The things I’ve noticed is that you aren’t doing any pretraining on unabeled data which should significantly help your classifier to accumulate knowledge that might note be easy to extract just from two books. I would at least start with wikipedia pretrained model, but in your case where you try to detect dialog vs narrator it would be good to add some dialog samples like reddit, I can send you the one we collected for poleval 2019.
But maybe you could simply use other books preferably from the same time and genre? https://wolnelektury.pl, some of the books are already in text format https://wolnelektury.pl/media/book/txt/poglady-ksiedza-hieronima-coignarda.txt.
Another important note is how you split the text for the language model you should make sure you include longer paragraphs of text as one item, so that they are feed to LM in order. In your case it seems you feed it with sentences which might make it harder for ULMFiT to see the changes in between narrator and dialog, as detecting this is not that beneficial as in case of longer paragraphs.
Thanks for the explanation Piotr, really enjoyed reading the paper earlier! I was actually trying to emphasize that comparing LM perplexity performances of differently tokenized datasets are like comparing apples and oranges. For example, if we change a parameter in sentencepiece and compare two LM model’s perplexity then it wouldn’t be a valid comparison. You stated that the end goal is downstream performance and I agree on that with you. I was only referring to the graph shared in this post (FIG 2).
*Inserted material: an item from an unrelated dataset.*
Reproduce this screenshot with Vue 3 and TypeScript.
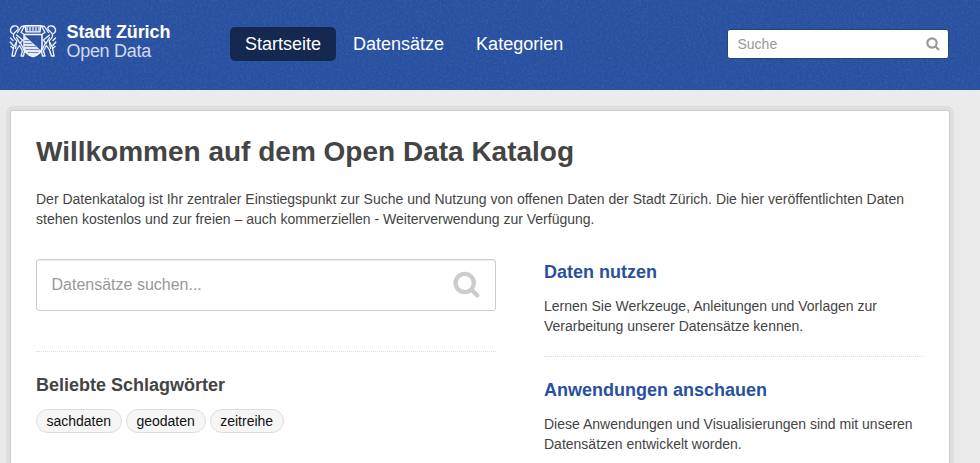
<script setup lang="ts">
import { ref } from 'vue'

interface NavItem {
  label: string
  active?: boolean
}

interface Promo {
  title: string
  text: string
}

const nav: NavItem[] = [
  { label: 'Startseite', active: true },
  { label: 'Datensätze' },
  { label: 'Kategorien' },
]

const tags: string[] = ['sachdaten', 'geodaten', 'zeitreihe']

const promos: Promo[] = [
  {
    title: 'Daten nutzen',
    text: 'Lernen Sie Werkzeuge, Anleitungen und Vorlagen zur Verarbeitung unserer Datensätze kennen.',
  },
  {
    title: 'Anwendungen anschauen',
    text: 'Diese Anwendungen und Visualisierungen sind mit unseren Datensätzen entwickelt worden.',
  },
]

const siteQuery = ref('')
const datasetQuery = ref('')
</script>

<template>
  <div class="page">
    <header class="masthead">
      <svg class="grain" width="100%" height="100%" aria-hidden="true">
        <filter id="grain" x="0" y="0" width="100%" height="100%">
          <feTurbulence type="fractalNoise" baseFrequency="0.45" numOctaves="3" seed="4" />
          <feColorMatrix values="0 0 0 0 1  0 0 0 0 1  0 0 0 0 1  0.14 0 0 0 -0.055" />
        </filter>
        <rect width="100%" height="100%" filter="url(#grain)" />
      </svg>
      <a class="brand">
        <svg class="crest" width="48" height="36" viewBox="0 0 48 36" fill="none" stroke="#fff" stroke-linecap="round" stroke-linejoin="round">
          <path d="M16 1.500l1 6.500h14l1-6.500z" fill="#a9bbdf" stroke-width="1.200" />
          <path d="M19.500 3v4M22.500 3v4M25.500 3v4M28.500 3v4" stroke="#4a6cb2" stroke-width="1" stroke-linecap="butt" />
          <path d="M15 10.500h18v12c0 5-3.500 8.500-9 10-5.500-1.500-9-5-9-10z" stroke-width="1.500" />
          <path d="M15 11l17 15.500c-1.500 3-4 5-8 6-5.500-1.500-9-5-9-10z" fill="#e6ecf7" stroke="none" />
          <path d="M15.500 16.500h5M15.500 19.500h8M15.500 22.500h11.500M16.500 25.500h14M19 28.500h10.500" stroke="#6d8ac4" stroke-width="1" stroke-linecap="butt" />
          <g id="lion" stroke-width="1.350" stroke="#eef2fa">
            <path d="M3.500 9.500C.5 8 .8 3 5 2c3-.6 4.800 1.200 4 3.200S5.500 7.500 4.500 10.500c-.5 2.500 1 4.500 3.500 6.500l-3.500 6.500-1.500 8.500h2.500l2-6 3-4.500 3 5.500-1.500 5h2.500l1-5-4-8" />
            <path d="M8.500 8.500l4-6 3-.5-3.500 6.500 2.500 1.500M7.500 11l6 5-2.500 3.500-3.500-6M1.500 14l2.500 2.500M1.200 18l3 3.500M2 22.500l2.500 2M7.500 18.500l-1 6" />
          </g>
          <use href="#lion" transform="translate(48 0) scale(-1 1)" />
        </svg>
        <span class="brand-text">
          <b>Stadt Zürich</b>
          <span>Open Data</span>
        </span>
      </a>
      <nav class="nav">
        <a v-for="item in nav" :key="item.label" class="nav-item" :class="{ active: item.active }">{{ item.label }}</a>
      </nav>
      <form class="site-search" @submit.prevent>
        <input v-model="siteQuery" type="text" placeholder="Suche" />
        <svg width="14" height="14" viewBox="0 0 14 14" fill="none" stroke="#999" stroke-width="2.200">
          <circle cx="6" cy="6" r="4.700" />
          <path d="M9.500 9.500l2.800 2.800" stroke-linecap="round" />
        </svg>
      </form>
    </header>

    <main class="wrapper">
      <h1>Willkommen auf dem Open Data Katalog</h1>
      <p class="intro">
        Der Datenkatalog ist Ihr zentraler Einstiegspunkt zur Suche und Nutzung von offenen Daten der Stadt Zürich. Die hier veröffentlichten Daten stehen kostenlos und zur freien – auch kommerziellen - Weiterverwendung zur Verfügung.
      </p>
      <div class="columns">
        <section class="primary">
          <form class="dataset-search" @submit.prevent>
            <input v-model="datasetQuery" type="text" placeholder="Datensätze suchen..." />
            <svg width="28" height="28" viewBox="0 0 28 28" fill="none" stroke="#ccc" stroke-width="4.300">
              <circle cx="11.700" cy="12" r="9.100" />
              <path d="M18.500 18.800l5.800 5.600" stroke-linecap="round" />
            </svg>
          </form>
          <div class="popular">
            <h3>Beliebte Schlagwörter</h3>
            <div class="tags">
              <a v-for="tag in tags" :key="tag" class="tag">{{ tag }}</a>
            </div>
          </div>
        </section>
        <aside class="secondary">
          <article v-for="promo in promos" :key="promo.title" class="promo">
            <h3>{{ promo.title }}</h3>
            <p>{{ promo.text }}</p>
          </article>
        </aside>
      </div>
    </main>
  </div>
</template>

<style>
body {
  background: #ebebeb;
}
</style>

<style scoped>
* {
  box-sizing: border-box;
}
.page {
  height: 463px;
  overflow: hidden;
  background: #ebebeb;
  color: #444;
  font: 14px/20px "Liberation Sans", Arial, sans-serif;
}
h1,
h3,
p {
  margin: 0;
}
.masthead {
  position: relative;
  display: flex;
  align-items: flex-start;
  height: 90px;
  padding: 0 31px 0 9px;
  background: #2850a0;
}
.grain {
  position: absolute;
  inset: 0;
}
.brand,
.nav,
.site-search {
  position: relative;
}
.brand {
  display: flex;
  width: 221px;
  padding-top: 24px;
  color: #fff;
}
.crest {
  flex: none;
}
.brand-text {
  display: flex;
  flex-direction: column;
  margin: -1px 0 0 9.500px;
  font-size: 18px;
  line-height: 19px;
  white-space: nowrap;
}
.brand-text b {
  letter-spacing: -0.1px;
}
.brand-text span {
  color: #d0dbef;
  letter-spacing: -0.3px;
}
.nav {
  display: flex;
  gap: 2px;
  padding-top: 27px;
}
.nav-item {
  height: 34px;
  padding: 0 15px;
  border-radius: 5px;
  color: #fff;
  font-size: 18px;
  line-height: 34px;
}
.nav-item.active {
  background: #142850;
}
.site-search {
  display: flex;
  align-items: center;
  width: 222px;
  height: 30px;
  margin: 29px 0 0 auto;
  padding: 0 8px 0 9.500px;
  background: #fff;
  border: 1px solid #1b4a6b;
  border-radius: 3px;
}
input {
  flex: 1;
  min-width: 0;
  padding: 0;
  border: 0;
  outline: 0;
  background: none;
  color: #444;
  font: inherit;
}
input::placeholder {
  color: #999;
  opacity: 1;
}
.wrapper {
  width: 940px;
  height: 400px;
  margin: 20px 0 0 10px;
  padding: 23px 25px 0;
  background: #fff;
  border: 1px solid #ccc;
  border-radius: 3px;
  box-shadow: 0 0 0 4px rgba(0, 0, 0, 0.05);
}
h1 {
  font-size: 28px;
  line-height: 36px;
}
.intro {
  margin-top: 19px;
}
.columns {
  display: flex;
  gap: 48px;
  margin-top: 30px;
}
.primary {
  width: 460px;
}
.dataset-search {
  display: flex;
  align-items: center;
  height: 52px;
  padding: 0 14px 0 14.500px;
  border: 1px solid #ccc;
  border-radius: 3px;
  box-shadow: inset 0 1px 1px rgba(0, 0, 0, 0.075);
  font-size: 16px;
}
.popular {
  margin-top: 40px;
  padding-top: 20px;
  border-top: 1px dotted #ddd;
}
h3 {
  font-size: 18px;
  line-height: 26px;
}
.tags {
  display: flex;
  gap: 4px;
  margin-top: 11px;
}
.tag {
  height: 24px;
  padding: 1px 10px 1px 9.400px;
  border: 1px solid #ddd;
  border-radius: 12px;
  background: #f6f6f6;
  color: #111;
}
.secondary {
  width: 380px;
}
.promo h3 {
  color: #2850a0;
}
.promo p {
  margin-top: 11px;
}
.promo + .promo {
  margin-top: 20px;
  padding-top: 20px;
  border-top: 1px dotted #ddd;
}
</style>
After doing a little thought experiment before sharing what I had earlier I realized it wouldn’t be surprising to see naturally lower perplexities as # of tokens decrease. At extreme, say we have 2 tokens in our vocab. Probability of predicting next token for a randomly initialized model would be ~50%. (aka. less entropy to begin with)
Quoting someone down (this also make more sense to me for describing perplexity):
First of all, perplexity has nothing to do with characterizing how often you guess something right. It has more to do with characterizing the complexity of a stochastic sequence.
Just sharing my thoughts
PS. I also read a paper from CMU regarding different LM metric proposals for a more rigorous comparison, not seem to find it now but will definitely share once I do.
You are absolutely right you cannot compare the perplexity between arbitrary datasets or tokenisations. However you can make the perplexity comparable if your tokenisation is reversible (you can get original text out of it) and you normalize the neg log loss by fixed number (we used the number of words in polish corpus, not the number of subwords that was changing).
In case of your thought experiment if you have 2 tokens you can’t recreate the original text, so the perplexity would not be comparable in that case. We made sure that we were including the full set of characters from the corpus so you can compare the values in Fig2. It is a bit similar to the way OpenAI evaluated GPT-2 on the WIkiText-103. The GPT2 has different tokenisation mechanism (BPE on bytes), and it was trained on normal text documents while WikiText-103 is normalized by Moses so the had to undo the normalisation, and then do the tokenisation on byte level, but they could still compare the perplexity numbers with word level models because they were normalizing the perplexity by the number of words in the original corpus not by the nubmer of subword tokens.